By Eugene Dwyer
Plaster casts of the Pompeian victims, first made by Giuseppe Fiorelli in 1863, have become world famous through post cards, documentary films, and now traveling exhibitions.
Direct exposure to the casts, whether one experiences them in Pompeii or in a museum setting, can be very moving or it can be unaffecting, depending upon the circumstances and expectations brought to the experience by the visitor. To stumble upon a cast unexpectedly in a dimly lighted vault can be a memorable experience.
Fiorelli’s own initial discovery of victims, made by freeing his newly made plasters of the surrounding earth, came as such a shock that he claimed to have “stolen from death” the bodies that had been concealed for more than eighteen hundred years.
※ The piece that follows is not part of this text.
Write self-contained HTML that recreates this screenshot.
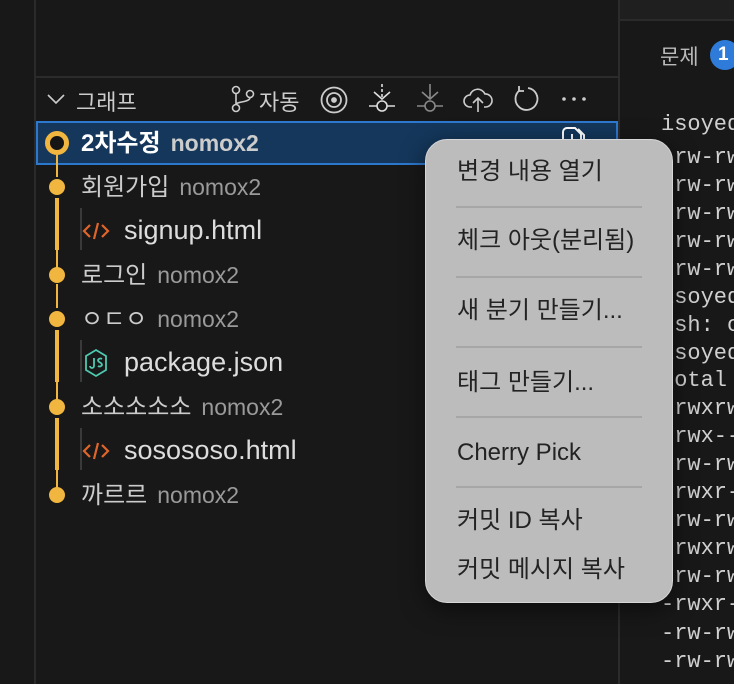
<!DOCTYPE html>
<html><head><meta charset="utf-8"><style>
*{margin:0;padding:0;box-sizing:border-box}
html,body{width:734px;height:684px;overflow:hidden}
body{background:#181818;position:relative;font-family:"Liberation Sans","Noto Sans CJK KR",sans-serif;color:#ccc}
.a{position:absolute;white-space:nowrap}
.t{position:absolute;left:661px;width:73px;overflow:hidden;white-space:nowrap;font-family:"Liberation Mono","DejaVu Sans Mono",monospace;font-size:22px;color:#d0d0d0;line-height:28px}
.row{position:absolute;left:81px;font-size:24px;line-height:28px;color:#ccc;white-space:nowrap}
.row .n{color:#9a9a9a;margin-left:10px;font-size:23px}
.dot{position:absolute;left:49px;width:16px;height:16px;border-radius:50%;background:#f1b63f}
.ln{position:absolute;background:#f1b63f}
.mi{position:absolute;left:457px;font-size:24px;color:#232323;line-height:28px;white-space:nowrap}
.sep{position:absolute;left:456px;width:186px;height:2px;background:#a6a6a6}
.f{font-size:27px;color:#ddd}
</style></head><body>
<div class="a" style="left:34px;top:0;width:2px;height:684px;background:#2a2a2a"></div>
<div class="a" style="left:36px;top:76px;width:582px;height:2px;background:#2b2b2b"></div>
<div class="a" style="left:618px;top:0;width:2px;height:684px;background:#2b2b2b"></div>
<div class="a" style="left:620px;top:0;width:114px;height:21px;background:#1f1f1f;border-bottom:2px solid #2b2b2b"></div>
<div class="a" style="left:660px;top:41px;font-size:21px;color:#bbb">문제</div>
<div class="a" style="left:710px;top:40px;width:30px;height:30px;border-radius:50%;background:#2f7bd9;color:#fff;font-size:19px;font-weight:bold;padding-left:8px;line-height:30px">1</div>
<div class="t" style="top:111px">isoyed</div>
<div class="t" style="top:144px">-rw-rw</div>
<div class="t" style="top:172px">-rw-rw</div>
<div class="t" style="top:200px">-rw-rw</div>
<div class="t" style="top:228px">-rw-rw</div>
<div class="t" style="top:256px">-rw-rw</div>
<div class="t" style="top:284px">isoyed</div>
<div class="t" style="top:312px">zsh: c</div>
<div class="t" style="top:340px">isoyed</div>
<div class="t" style="top:367px">total</div>
<div class="t" style="top:395px">drwxrw</div>
<div class="t" style="top:423px">drwx--</div>
<div class="t" style="top:451px">-rw-rw</div>
<div class="t" style="top:479px">-rwxr-</div>
<div class="t" style="top:507px">-rw-rw</div>
<div class="t" style="top:535px">drwxrw</div>
<div class="t" style="top:563px">-rw-rw</div>
<div class="t" style="top:591px">-rwxr-</div>
<div class="t" style="top:620px">-rw-rw</div>
<div class="t" style="top:648px">-rw-rw</div>

<svg class="a" style="left:46px;top:91px" width="20" height="16" viewBox="0 0 20 16"><path d="M2 4l8 8 8-8" fill="none" stroke="#ccc" stroke-width="1.6"/></svg>
<div class="a" style="left:76px;top:85px;font-size:22px;color:#ccc">그래프</div>
<svg class="a" style="left:230px;top:85px" width="26" height="28" viewBox="0 0 26 28" fill="none" stroke="#ccc" stroke-width="1.6"><circle cx="6" cy="5" r="3.5"/><circle cx="6" cy="23" r="3.5"/><circle cx="20" cy="9" r="3.5"/><path d="M6 8.5v11M20 12.5c0 5-14 4-14 7"/></svg>
<div class="a" style="left:259px;top:85px;font-size:22px;color:#ccc">자동</div>
<svg class="a" style="left:319px;top:85px" width="30" height="30" viewBox="0 0 30 30" fill="none" stroke="#ccc" stroke-width="1.8"><circle cx="15" cy="15" r="12.5"/><circle cx="15" cy="15" r="7"/><circle cx="15" cy="15" r="2" fill="#ccc"/></svg>
<svg class="a" style="left:368px;top:82px" width="28" height="34" viewBox="0 0 28 34" fill="none" stroke="#ddd" stroke-width="1.6"><path d="M14 2v3M14 7v3M14 12v3" /><path d="M6 10l8 7 8-7"/><circle cx="14" cy="24" r="5"/><path d="M1 24h8M19 24h8"/></svg>
<svg class="a" style="left:416px;top:82px" width="28" height="34" viewBox="0 0 28 34" fill="none" stroke="#888" stroke-width="1.6"><path d="M14 2v15M6 10l8 7 8-7"/><circle cx="14" cy="24" r="5"/><path d="M1 24h8M19 24h8"/></svg>
<svg class="a" style="left:462px;top:86px" width="32" height="28" viewBox="0 0 32 28" fill="none" stroke="#ccc" stroke-width="1.6"><path d="M10 21H8a6 6 0 0 1 0-12 8 8 0 0 1 15-1 6.5 6.5 0 0 1 1 13h-2"/><path d="M16 26V13M11 17l5-5 5 5"/></svg>
<svg class="a" style="left:511px;top:85px" width="30" height="30" viewBox="0 0 30 30" fill="none" stroke="#ccc" stroke-width="1.8"><path d="M9 5a11 11 0 1 0 8-2"/><path d="M8 1v5h5" /></svg>
<svg class="a" style="left:561px;top:96px" width="26" height="6"><circle cx="3" cy="3" r="1.8" fill="#ccc"/><circle cx="13" cy="3" r="1.8" fill="#ccc"/><circle cx="23" cy="3" r="1.8" fill="#ccc"/></svg>

<div class="a" style="left:36px;top:121px;width:582px;height:44px;background:#14375b;border:2px solid #2d78cf"></div>
<svg class="a" style="left:560px;top:126px" width="30" height="20" viewBox="0 0 30 20" fill="none" stroke="#fff" stroke-width="2"><path d="M3 20V6a4 4 0 0 1 4-4h8l6 6v12M12 8v10M18 3l6 6v10"/></svg>

<div class="ln" style="left:56px;top:155px;width:2px;height:22px"></div>
<div class="ln" style="left:55px;top:198px;width:4px;height:52px"></div>
<div class="ln" style="left:56px;top:250px;width:2px;height:18px"></div>
<div class="ln" style="left:56px;top:284px;width:2px;height:24px"></div>
<div class="ln" style="left:55px;top:330px;width:4px;height:52px"></div>
<div class="ln" style="left:56px;top:382px;width:2px;height:18px"></div>
<div class="ln" style="left:55px;top:418px;width:4px;height:52px"></div>
<div class="ln" style="left:56px;top:470px;width:2px;height:18px"></div>
<div class="a" style="left:45px;top:131px;width:24px;height:24px;border-radius:50%;border:5px solid #f1b63f;background:#151515"></div>
<div class="dot" style="top:179px"></div>
<div class="dot" style="top:267px"></div>
<div class="dot" style="top:311px"></div>
<div class="dot" style="top:399px"></div>
<div class="dot" style="top:487px"></div>

<div class="row" style="top:129px;color:#fff;font-weight:bold">2차수정<span class="n" style="color:#ccc;font-weight:bold">nomox2</span></div>
<div class="row" style="top:173px">회원가입<span class="n">nomox2</span></div>
<div class="a" style="left:80px;top:208px;width:2px;height:42px;background:#3a3a3a"></div>
<svg class="a" style="left:82px;top:221px" width="28" height="20" viewBox="0 0 28 20" fill="none" stroke="#e0652b" stroke-width="2.2"><path d="M8 4L2 10l6 6M20 4l6 6-6 6M16 2l-4 16"/></svg>
<div class="row f" style="top:216px;left:124px">signup.html</div>
<div class="row" style="top:261px">로그인<span class="n">nomox2</span></div>
<div class="row" style="top:305px">ㅇㄷㅇ<span class="n">nomox2</span></div>
<div class="a" style="left:80px;top:340px;width:2px;height:42px;background:#3a3a3a"></div>
<svg class="a" style="left:83px;top:348px" width="26" height="30" viewBox="0 0 26 30" fill="none" stroke="#4ec9b0" stroke-width="1.8"><path d="M13 2l10 6v14l-10 6-10-6V8z"/><path d="M11 10v8a2 2 0 0 1-4 0M19 11a2.5 2 0 0 0-4 1c0 3 4 2 4 5a2.5 2 0 0 1-4 1"/></svg>
<div class="row f" style="top:348px;left:124px">package.json</div>
<div class="row" style="top:393px">소소소소소<span class="n">nomox2</span></div>
<div class="a" style="left:80px;top:428px;width:2px;height:42px;background:#3a3a3a"></div>
<svg class="a" style="left:82px;top:441px" width="28" height="20" viewBox="0 0 28 20" fill="none" stroke="#e0652b" stroke-width="2.2"><path d="M8 4L2 10l6 6M20 4l6 6-6 6M16 2l-4 16"/></svg>
<div class="row f" style="top:436px;left:124px">sosososo.html</div>
<div class="row" style="top:481px">까르르<span class="n">nomox2</span></div>

<div class="a" style="left:425px;top:139px;width:248px;height:464px;border-radius:22px;background:#bcbcbc;border:1px solid #d6d6d6;box-shadow:0 6px 24px rgba(0,0,0,.5)"></div>
<div class="mi" style="top:158px">변경 내용 열기</div>
<div class="sep" style="top:206px"></div>
<div class="mi" style="top:227px">체크 아웃(분리됨)</div>
<div class="sep" style="top:276px"></div>
<div class="mi" style="top:297px">새 분기 만들기...</div>
<div class="sep" style="top:346px"></div>
<div class="mi" style="top:369px">태그 만들기...</div>
<div class="sep" style="top:416px"></div>
<div class="mi" style="top:439px">Cherry Pick</div>
<div class="sep" style="top:486px"></div>
<div class="mi" style="top:507px">커밋 ID 복사</div>
<div class="mi" style="top:556px">커밋 메시지 복사</div>
</body></html>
In fact, Fiorelli’s process made it possible to see the faces and the helpless gestures of the victims at the very moment they were overcome by the volcano. No one before Fiorelli had seen ancient Romans as “living persons.” Portrait sculpture and ideal or mythological sculpture and painting had been the basis of most people’s acquaintance with the ancients, leading to exalted notions of the beauty of the ancients.
The experience of human remains was limited to skeletons, gruesome but insufficient to contradict the supposed veracity of the works of art. Now it was apparent that the Pompeians had been heavily clothed, mostly well shod, and that they strikingly resembled contemporary inhabitants of the zone. Most noticeably, they appeared to contradict the images handed down in ancient art.